To quality for a VA loan, you must be active or have served in the United States Military.  A VA loan has qualification guidelines that are more lenient and flexible…similar to an FHA loan.

Mortgage Insurance

If you are borrowing more than 80% LTV (Loan To Value), you will need to have mortgage insurance.  Mortgage insurance compensates your lenders or investors for their loss if you fail to pay your mortgage.  There are two types of mortgage insurance – borrower paid mortgage insurance and lender paid mortgage insurance.

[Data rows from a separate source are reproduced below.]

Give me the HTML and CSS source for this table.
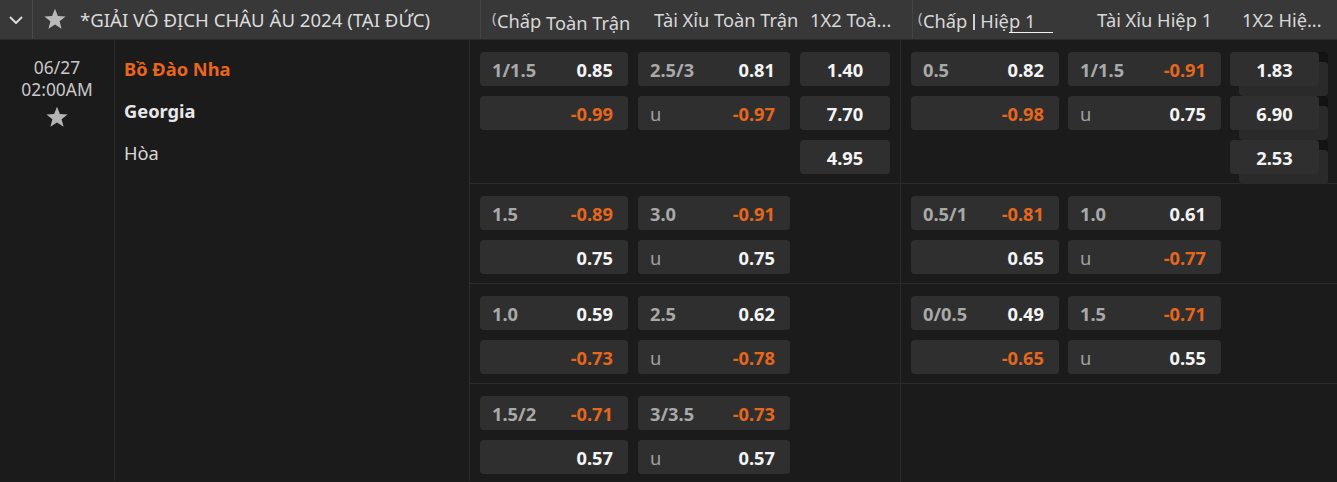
FILE: index.html
```html
<!DOCTYPE html>
<html lang="vi">
<head>
<meta charset="utf-8">
<title>Odds</title>
<link rel="stylesheet" href="styles.css">
</head>
<body>
<div class="page">
  <div class="header">
    <div class="hd-toggle">
      <svg width="14" height="9" viewBox="0 0 14 9"><path d="M1.5 1.5 L7 7 L12.5 1.5" fill="none" stroke="#e0e0e0" stroke-width="1.8" stroke-linecap="round" stroke-linejoin="round"/></svg>
    </div>
    <div class="hd-league">
      <svg class="hd-star" width="24" height="23" viewBox="0 0 24 23"><path d="M12 0.8 L14.9 8 L22.6 8.4 L16.6 13.3 L18.6 20.8 L12 16.6 L5.4 20.8 L7.4 13.3 L1.4 8.4 L9.1 8 Z" fill="#b9b9b9"/></svg>
      <span class="hd-title">*GIẢI VÔ ĐỊCH CHÂU ÂU 2024 (TẠI ĐỨC)</span>
    </div>
    <div class="hd-cols">
      <div class="hd-half">
        <div class="hd-col c-hdp"><span class="clip">(</span>Chấp <span class="tab-active top">Toàn Trận</span></div>
        <div class="hd-col c-ou">Tài Xỉu Toàn Trận</div>
        <div class="hd-col c-1x2">1X2 Toà...</div>
      </div>
      <div class="hd-half second">
        <div class="hd-col c-hdp"><span class="clip">(</span>Chấp<span class="bar"></span><span class="tab-active bottom">Hiệp 1</span></div>
        <div class="hd-col c-ou">Tài Xỉu Hiệp 1</div>
        <div class="hd-col c-1x2">1X2 Hiệ...</div>
      </div>
    </div>
  </div>

  <div class="body">
    <div class="time-col">
      <div class="date">06/27</div>
      <div class="time">02:00AM</div>
      <svg class="fav" width="24" height="23" viewBox="0 0 24 23"><path d="M12 0.8 L14.9 8 L22.6 8.4 L16.6 13.3 L18.6 20.8 L12 16.6 L5.4 20.8 L7.4 13.3 L1.4 8.4 L9.1 8 Z" fill="#b3b3b3"/></svg>
    </div>
    <div class="team-col">
      <div class="team home">Bồ Đào Nha</div>
      <div class="team away">Georgia</div>
      <div class="team draw">Hòa</div>
    </div>
    <div class="odds-col">
      <div class="group">
        <div class="half">
          <div class="cell"><span class="lbl">1/1.5</span><span class="val">0.85</span></div>
          <div class="cell"><span class="lbl">2.5/3</span><span class="val">0.81</span></div>
          <div class="cell c"><span class="val">1.40</span></div>
          <div class="cell"><span class="lbl"></span><span class="val neg">-0.99</span></div>
          <div class="cell"><span class="lbl u">u</span><span class="val neg">-0.97</span></div>
          <div class="cell c"><span class="val">7.70</span></div>
          <div class="empty"></div>
          <div class="empty"></div>
          <div class="cell c"><span class="val">4.95</span></div>
        </div>
        <div class="half second">
          <div class="cell"><span class="lbl">0.5</span><span class="val">0.82</span></div>
          <div class="cell"><span class="lbl">1/1.5</span><span class="val neg">-0.91</span></div>
          <div class="cell c edge"><span class="val">1.83</span></div>
          <div class="cell"><span class="lbl"></span><span class="val neg">-0.98</span></div>
          <div class="cell"><span class="lbl u">u</span><span class="val">0.75</span></div>
          <div class="cell c edge"><span class="val">6.90</span></div>
          <div class="empty"></div>
          <div class="empty"></div>
          <div class="cell c edge"><span class="val">2.53</span></div>
        </div>
      </div>

      <div class="group">
        <div class="half">
          <div class="cell"><span class="lbl">1.5</span><span class="val neg">-0.89</span></div>
          <div class="cell"><span class="lbl">3.0</span><span class="val neg">-0.91</span></div>
          <div class="empty"></div>
          <div class="cell"><span class="lbl"></span><span class="val">0.75</span></div>
          <div class="cell"><span class="lbl u">u</span><span class="val">0.75</span></div>
          <div class="empty"></div>
        </div>
        <div class="half second">
          <div class="cell"><span class="lbl">0.5/1</span><span class="val neg">-0.81</span></div>
          <div class="cell"><span class="lbl">1.0</span><span class="val">0.61</span></div>
          <div class="empty"></div>
          <div class="cell"><span class="lbl"></span><span class="val">0.65</span></div>
          <div class="cell"><span class="lbl u">u</span><span class="val neg">-0.77</span></div>
          <div class="empty"></div>
        </div>
      </div>

      <div class="group">
        <div class="half">
          <div class="cell"><span class="lbl">1.0</span><span class="val">0.59</span></div>
          <div class="cell"><span class="lbl">2.5</span><span class="val">0.62</span></div>
          <div class="empty"></div>
          <div class="cell"><span class="lbl"></span><span class="val neg">-0.73</span></div>
          <div class="cell"><span class="lbl u">u</span><span class="val neg">-0.78</span></div>
          <div class="empty"></div>
        </div>
        <div class="half second">
          <div class="cell"><span class="lbl">0/0.5</span><span class="val">0.49</span></div>
          <div class="cell"><span class="lbl">1.5</span><span class="val neg">-0.71</span></div>
          <div class="empty"></div>
          <div class="cell"><span class="lbl"></span><span class="val neg">-0.65</span></div>
          <div class="cell"><span class="lbl u">u</span><span class="val">0.55</span></div>
          <div class="empty"></div>
        </div>
      </div>

      <div class="group">
        <div class="half">
          <div class="cell"><span class="lbl">1.5/2</span><span class="val neg">-0.71</span></div>
          <div class="cell"><span class="lbl">3/3.5</span><span class="val neg">-0.73</span></div>
          <div class="empty"></div>
          <div class="cell"><span class="lbl"></span><span class="val">0.57</span></div>
          <div class="cell"><span class="lbl u">u</span><span class="val">0.57</span></div>
          <div class="empty"></div>
        </div>
        <div class="half second">
          <div class="empty tall"></div>
        </div>
      </div>
    </div>
  </div>
</div>
</body>
</html>
```

FILE: styles.css
```css
* { box-sizing: border-box; }
html, body { margin: 0; padding: 0; }
body {
  background: #1b1b1b;
  font-family: "Noto Sans", "Open Sans", "Liberation Sans", sans-serif;
  color: #e6e6e6;
  width: 1337px;
  height: 482px;
  overflow: hidden;
}
.page { width: 1337px; }

.header {
  display: flex;
  height: 40px;
  background: #383838;
  border-bottom: 1px solid #2a2a2a;
  align-items: stretch;
}
.hd-toggle {
  width: 33px;
  border-right: 1px solid #4a4a4a;
  display: flex;
  align-items: center;
  justify-content: center;
  padding-top: 2px;
}
.hd-league {
  width: 448px;
  display: flex;
  align-items: center;
  padding-left: 10px;
  border-right: 1px solid #454545;
}
.hd-star { margin-right: 13px; }
.hd-title {
  font-size: 18.6px;
  color: #dcdcdc;
  white-space: nowrap;
}
.hd-cols { display: flex; flex: 1; }
.hd-half {
  display: flex;
  align-items: center;
  width: 431px;
  font-size: 18.3px;
  color: #d8d8d8;
  white-space: nowrap;
}
.hd-half.second { border-left: 1px solid #454545; width: 425px; }
.hd-col { position: relative; }
.hd-half .c-hdp { width: 163px; padding-left: 11px; }
.hd-half .c-ou { width: 158px; padding-left: 10px; }
.hd-half .c-1x2 { padding-left: 8px; }
.hd-half.second .c-hdp { width: 174px; padding-left: 5px; }
.hd-half.second .c-ou { width: 155px; padding-left: 10px; }
.hd-half.second .c-1x2 { padding-left: 0; }
.clip { display: inline-block; width: 5px; overflow: hidden; color: #bdbdbd; font-size: 15px; vertical-align: 1px; }
.bar {
  display: inline-block;
  width: 2px;
  height: 16px;
  background: #cfcfcf;
  margin: 0 5px 0 6px;
  vertical-align: -2px;
}
.tab-active { position: relative; }
.tab-active.top { top: 2px; }
.tab-active.top::before {
  content: "";
  position: absolute;
  left: 49px;
  top: -22px;
  width: 42px;
  height: 3px;
  background: #f2f2f2;
}
.tab-active.bottom::after {
  content: "";
  position: absolute;
  left: 29px;
  bottom: 0;
  width: 44px;
  height: 1px;
  background: #f2f2f2;
}

.body { display: flex; height: 441px; }
.time-col {
  width: 115px;
  border-right: 1px solid #2e2e2e;
  display: flex;
  flex-direction: column;
  align-items: center;
  padding-top: 16px;
  color: #c9c9c9;
  font-size: 17.4px;
  line-height: 22px;
}
.fav { margin-top: 6px; }
.team-col {
  width: 355px;
  border-right: 1px solid #2e2e2e;
  padding-top: 16px;
  padding-left: 9px;
  font-size: 18.3px;
}
.team { height: 42px; line-height: 26px; }
.team.home { color: #e8661d; font-weight: 700; }
.team.away { color: #e8e8e8; font-weight: 700; }
.team.draw { color: #d6d6d6; }

.odds-col { flex: 1; display: flex; flex-direction: column; }
.group {
  display: flex;
  border-bottom: 1px solid #2b2b2b;
}
.half {
  width: 430px;
  display: grid;
  grid-template-columns: 148px 152px 90px;
  grid-auto-rows: 34px;
  column-gap: 10px;
  row-gap: 10px;
  padding: 12px 10px 9px;
}
.half.second {
  border-left: 1px solid #2b2b2b;
  grid-template-columns: 148px 153px 89px;
  column-gap: 9px;
  width: 437px;
}
.cell {
  background: #2f2f2f;
  border-radius: 4px;
  display: flex;
  align-items: center;
  justify-content: space-between;
  padding: 0 15px 0 12px;
  font-size: 18.3px;
  font-weight: 700;
}
.cell.c { justify-content: center; padding: 0; }
.cell.edge { box-shadow: 9px 10px 0 0 #2a2a2a, 9px 0 0 0 #131313, 9px 10px 0 0 #131313; }
.lbl { color: #a9a9a9; }
.lbl.u { font-weight: 400; color: #a0a0a0; }
.val { color: #f4f4f4; }
.val.neg { color: #e5661d; }
.empty.tall { grid-column: 1 / 4; grid-row: 1 / 3; }
```
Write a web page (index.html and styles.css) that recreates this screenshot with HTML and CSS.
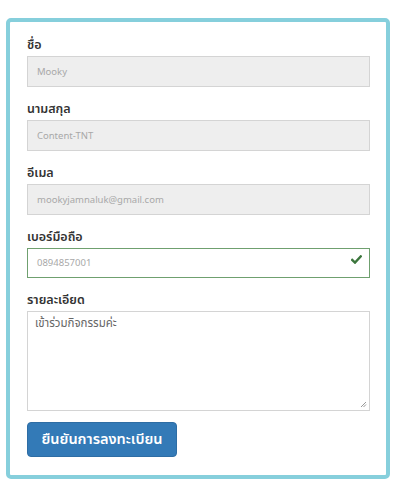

Borrower Paid Mortgage Insurance (BPMI)

If you pay less than 20% down on your house, you will need to get borrower paid mortgage insurance.
This is a once-monthly insurance payment to your lender.  Once you have paid down your principle to below 80%, or once you have 20% or more in equity, you can cancel your mortgage insurance.  You may have the option to cancel your mortgage insurance before you have paid off 20% of your loan if your house is appraised for more than it was originally worth at the time you began your loan.  However, your house must have increased in value enough for your equity to have reached a total of 20% or more when your total payments are applied along with your new appraisal.

Lender Paid Mortgage Insurance (LPMI)

The next type of mortgage insurance is LPMI.  This type of insurance differs from BPMI because there is no monthly payment.
Instead, a slightly higher interest rate is added to your total monthly payment.  This amount is then paid back to the lender through your monthly mortgage payments.